Les religions face aux angoisses contemporaines
La quête spirituelle est ancrée au plus profond de tout être humain : la recherche de sens, de l’humanité, de l’être-ensemble. Seules les grandes religions, apaisées et largement œcuméniques, en retenant les valeurs d’honnêteté, de justice et de solidarité dont elles sont porteuses, peuvent s’opposer à l’injustice ambiante, aux inégalités scandaleuses, à l’immoralisme et à l’impiété.
Les grandes religions monothéistes — judaïsme, christianisme, islam — proposent, avec leur expérience millénaire, de formidables réponses à chaque individu pour faire face aux angoisses fondamentales devant la peur, la souffrance et la mort. Elles pérennisent le vrai, le beau, le bien et le juste, et mettent ainsi à la disposition de qui le veut une grille de lecture efficace pour interpréter le monde.

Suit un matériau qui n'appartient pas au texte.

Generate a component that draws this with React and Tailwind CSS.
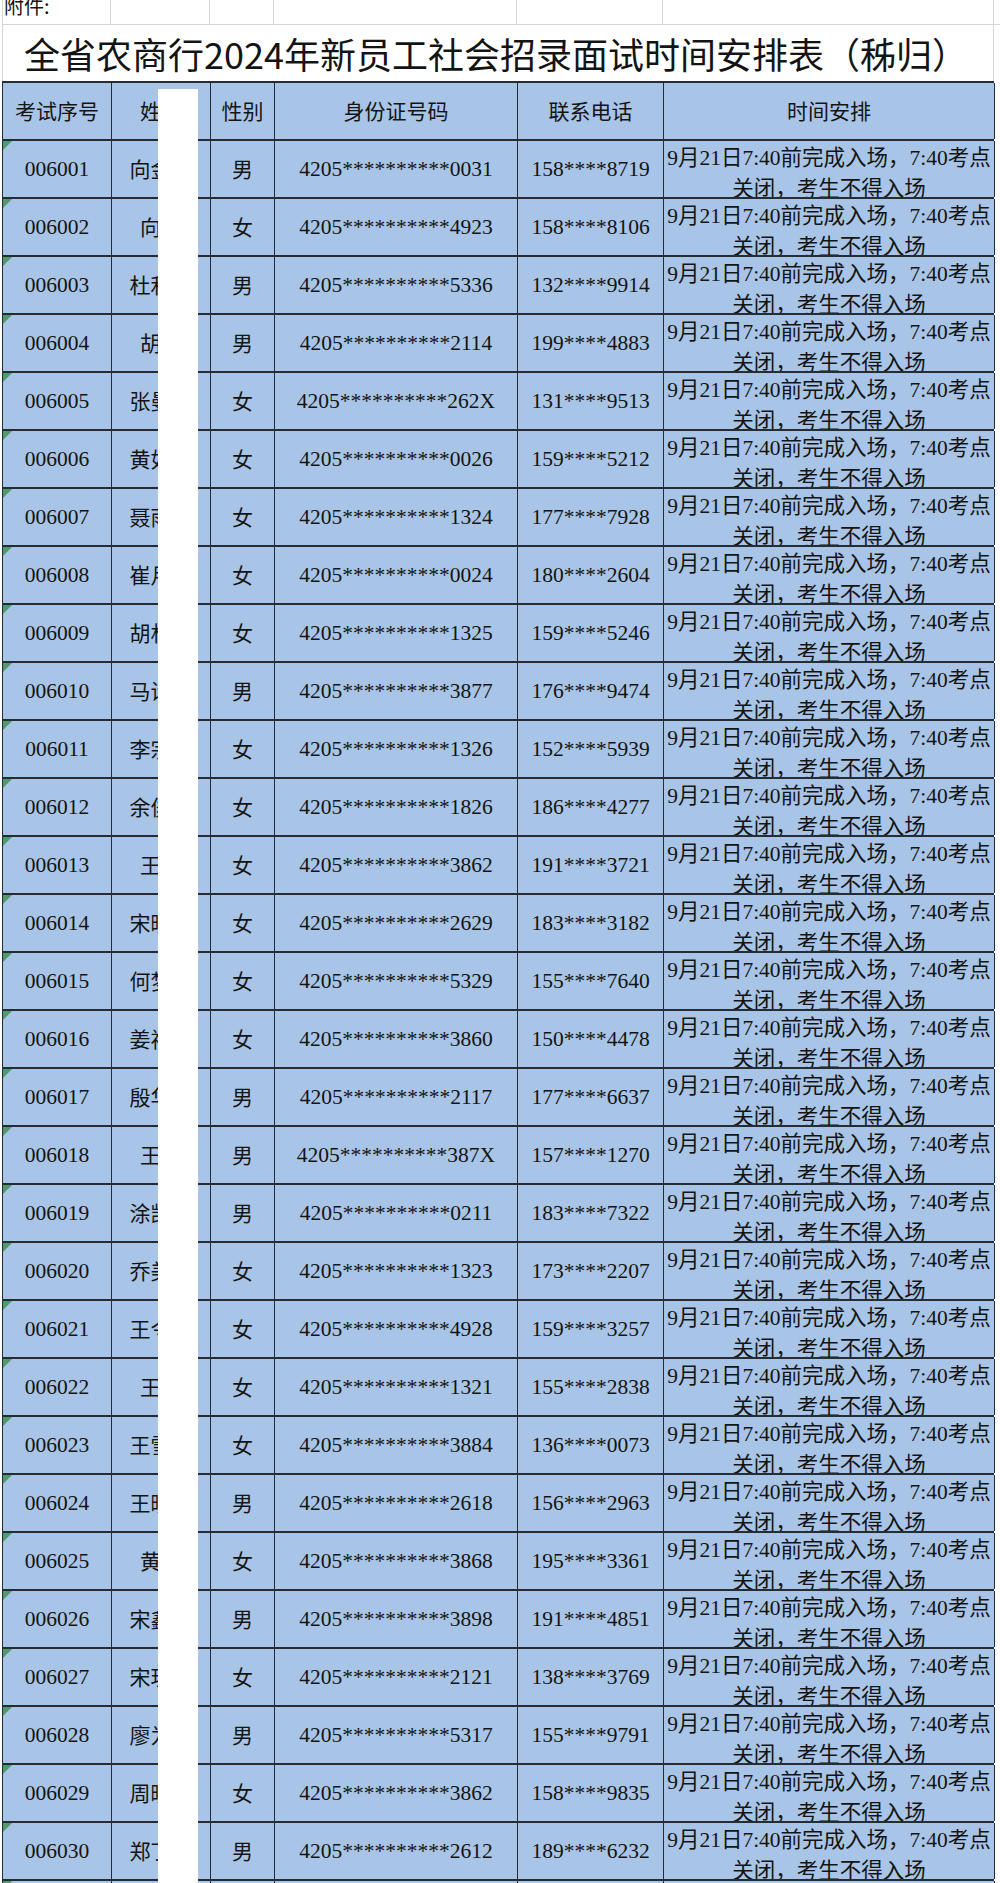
import React from 'react';

const cols = "grid grid-cols-[109px_99px_64px_243px_146px_331px]";

// 序号, 姓名, 性别, 身份证尾号, 电话前3位, 电话后4位
const rows = [
  ['006001', '向金某', '男', '0031', '158', '8719'],
  ['006002', '向某', '女', '4923', '158', '8106'],
  ['006003', '杜利某', '男', '5336', '132', '9914'],
  ['006004', '胡某', '男', '2114', '199', '4883'],
  ['006005', '张曼某', '女', '262X', '131', '9513'],
  ['006006', '黄如某', '女', '0026', '159', '5212'],
  ['006007', '聂雨某', '女', '1324', '177', '7928'],
  ['006008', '崔月某', '女', '0024', '180', '2604'],
  ['006009', '胡林某', '女', '1325', '159', '5246'],
  ['006010', '马诗某', '男', '3877', '176', '9474'],
  ['006011', '李宗某', '女', '1326', '152', '5939'],
  ['006012', '余俊某', '女', '1826', '186', '4277'],
  ['006013', '王某', '女', '3862', '191', '3721'],
  ['006014', '宋晓某', '女', '2629', '183', '3182'],
  ['006015', '何梦某', '女', '5329', '155', '7640'],
  ['006016', '姜祎某', '女', '3860', '150', '4478'],
  ['006017', '殷华某', '男', '2117', '177', '6637'],
  ['006018', '王某', '男', '387X', '157', '1270'],
  ['006019', '涂凯某', '男', '0211', '183', '7322'],
  ['006020', '乔美某', '女', '1323', '173', '2207'],
  ['006021', '王令某', '女', '4928', '159', '3257'],
  ['006022', '王某', '女', '1321', '155', '2838'],
  ['006023', '王雪某', '女', '3884', '136', '0073'],
  ['006024', '王晓某', '男', '2618', '156', '2963'],
  ['006025', '黄某', '女', '3868', '195', '3361'],
  ['006026', '宋鑫某', '男', '3898', '191', '4851'],
  ['006027', '宋玥某', '女', '2121', '138', '3769'],
  ['006028', '廖为某', '男', '5317', '155', '9791'],
  ['006029', '周晓某', '女', '3862', '158', '9835'],
  ['006030', '郑丁某', '男', '2612', '189', '6232'],
  ['006031', '某某', '女', '0000', '000', '0000'],
];

function Cell({ children, className = '' }) {
  return (
    <div className={`flex items-center justify-center border-r border-[#262c33] overflow-hidden ${className}`}>
      {children}
    </div>
  );
}

export default function App() {
  return (
    <div className="relative w-[1000px] h-[1883px] overflow-hidden bg-white text-[#141414] font-['Noto_Sans_CJK_SC',sans-serif]">
      <div className="pl-[2px]">
        {/* 附件 row */}
        <div className={`${cols} h-[25px] border-b border-[#d6d6d6]`}>
          <div className="border-l border-r border-[#d6d6d6] overflow-hidden">
            <div className="-mt-[7px] pl-[1px] text-[20px] leading-[26px]">附件:</div>
          </div>
          <div className="border-r border-[#d6d6d6]" />
          <div className="border-r border-[#d6d6d6]" />
          <div className="border-r border-[#d6d6d6]" />
          <div className="border-r border-[#d6d6d6]" />
          <div className="border-r border-[#d6d6d6]" />
        </div>

        {/* Title */}
        <div className="w-[992px] h-[56px] flex items-center pl-[21px] border-l border-r border-[#d6d6d6] text-[36px] leading-none whitespace-nowrap">
          全省农商行2024年新员工社会招录面试时间安排表（秭归）
        </div>

        {/* Table */}
        <div className="w-[992px] border-t-2 border-l border-[#262c33] bg-[#a8c4e6]">
          <div className={`${cols} h-[58px] border-b-2 border-[#262c33] text-[21px]`}>
            <Cell>考试序号</Cell>
            <Cell>姓名</Cell>
            <Cell>性别</Cell>
            <Cell>身份证号码</Cell>
            <Cell>联系电话</Cell>
            <Cell>时间安排</Cell>
          </div>

          {rows.map(([no, name, sex, id, p1, p2]) => (
            <div key={no} className={`${cols} h-[58px] border-b-2 border-[#262c33] text-[21px]`}>
              <Cell className="relative text-[21.5px] font-['Liberation_Serif','Noto_Sans_CJK_SC',serif]">
                <span className="absolute top-0 left-0 w-0 h-0 border-t-[9px] border-r-[9px] border-t-[#4f9a6c] border-r-transparent" />
                {no}
              </Cell>
              <Cell className="whitespace-nowrap">{name}</Cell>
              <Cell>{sex}</Cell>
              <Cell className="text-[21.5px] font-['Liberation_Serif',serif] whitespace-nowrap">{`4205**********${id}`}</Cell>
              <Cell className="text-[21.5px] font-['Liberation_Serif',serif] whitespace-nowrap">{`${p1}****${p2}`}</Cell>
              <div className="border-r border-[#262c33] overflow-hidden pt-[2px] text-center text-[21.5px] leading-[31px] whitespace-nowrap font-['Liberation_Serif','Noto_Sans_CJK_SC',serif]">
                <div>9月21日7:40前完成入场，7:40考点</div>
                <div>关闭，考生不得入场</div>
              </div>
            </div>
          ))}
        </div>
      </div>

      {/* redaction strip over the name column */}
      <div className="absolute left-[158px] top-[89px] bottom-0 w-[40px] bg-white" />
    </div>
  );
}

Repenser les textes sacrés à l’heure des bouleversements géopolitiques
Pour le professeur et administrateur de la Chaire « Géopolitique des Cultures et des Religions », Faouzi Skali :
« Aujourd’hui, face aux profonds bouleversements religieux, culturels et géopolitiques que connaît le monde, il est indispensable de revoir l’interprétation des textes sacrés et de leur traduction, dont l’influence s’étend aux équilibres géopolitiques, soumis aux dynamiques d’influence et participant même à la construction des identités collectives. C’est dans cette perspective qu’ont été invitées à s’exprimer, chacune selon sa spécialité, des personnalités de renom ayant marqué le dialogue interreligieux, l’examen croisé des traditions grâce à une approche multidisciplinaire. Ce qui explique le découpage en trois journées de travail consacrées aux trois grandes traditions monothéistes : islamique, juive et chrétienne. »

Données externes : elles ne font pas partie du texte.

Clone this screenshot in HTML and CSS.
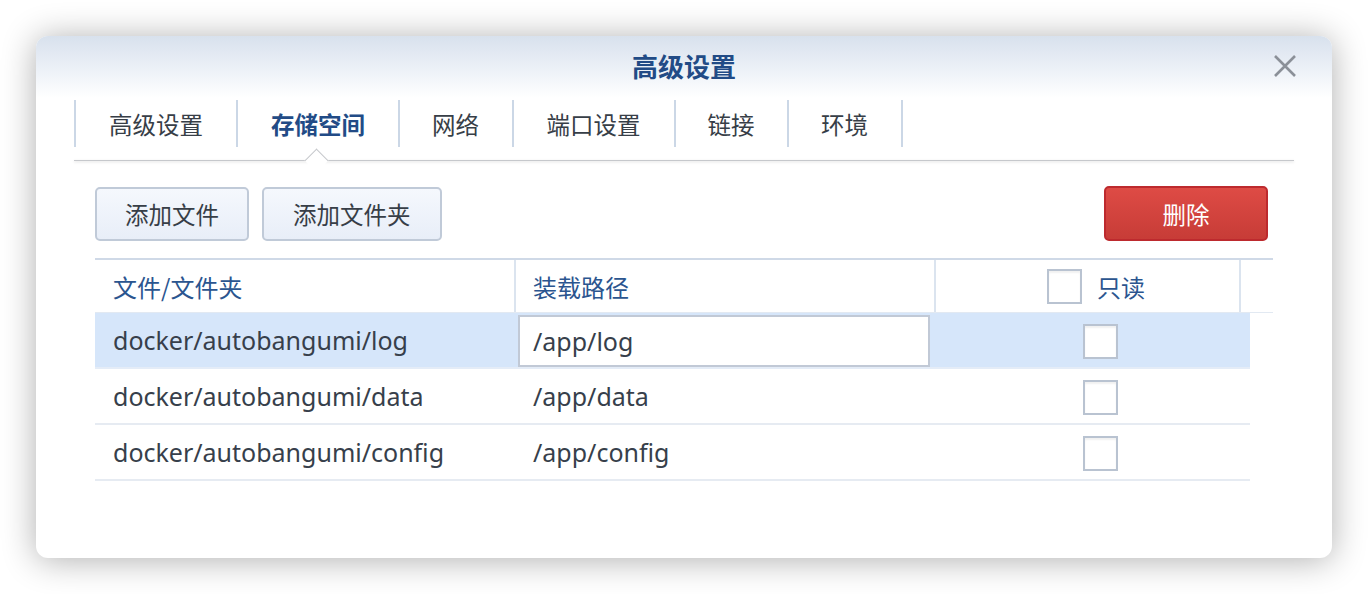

Clarifier le religieux pour conjurer le vertige identitaire
Ce n’est pas le combat contre le sacré qui sauvera le monde, mais plutôt une clarification de la place du religieux dans l’espace public, doublée de la nécessité d’un dialogue interreligieux pour faire face au vertige identitaire qui est tapi derrière les bouleversements des rapports géopolitiques dans l’ordre mondial, ou plus précisément dans le désordre mondial.